We are also in the midst of renovation for our new house and it has been just busy busy busy. We spent all our Mondays shopping for furniture, running errands and settling renovation. I am so much looking forward to moving to a new place! but the process of getting there is arduous...

I have been taking on a lot of responsibilities in the house lately, so much so that I find myself running on empty sometimes. I lost my cool at Jaime a few times this week, and I don't seem to have the capacity to endure and have patience and tolerance. I probably need to give myself space to breathe, to renew.. restore and recharge. One of my prayers is that I can find a new equilibrium and balance as I return to work, but one thing I know, there will be lots of grace for my household. :)

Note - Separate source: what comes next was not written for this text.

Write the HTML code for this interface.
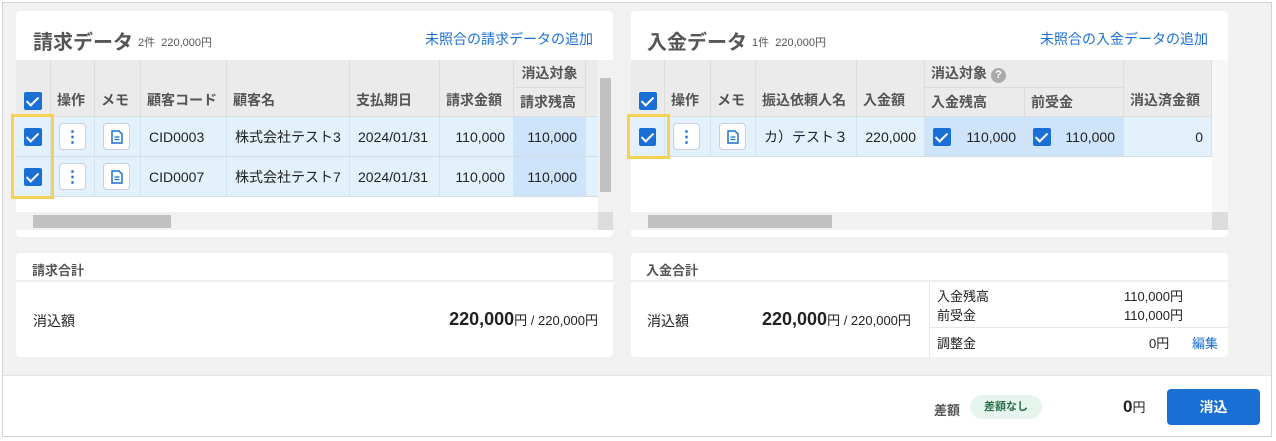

Thank You Jesus for your brand new mercy and grace... every single day.

Saturday, August 27, 2016

Before I pop....

Week 39 Day 3

I am a few days from popping and I just wanted to register how I felt at this moment.

This pregnancy had been a lot of survival... for a huge part of the last few months... most of the time I was really thinking how to survive.. how to live one day at a time... how to get through a week at a time.. and to regulate a lot of emotions...

But coming to week 39, everything suddenly 沉淀下来。我无需再担心,而是真正的待产心情。而且,我也在这两周里有更有时间和精力去做我想做的事。我认为这是恩典吧,上帝给我恩典,让我在生产之前,完成我需要做的事情。

突然之间,这星期我开始有紧张的情绪。我这几天在陪着孩子的时候,心里想,在老二出来之后,我要怎么样去满足两个孩子的需要。我无法想象自己的生命会有多大的改变,一个小孩对我人生的改变真的很大,我没法想象有两个孩子的生活....

也因为之前只为生存,我真的没有去思考生后该如何。现在突然发现,自己真的离新生儿很远,我已经忘记喂奶是什么感觉...而这一切,就要重新开始了。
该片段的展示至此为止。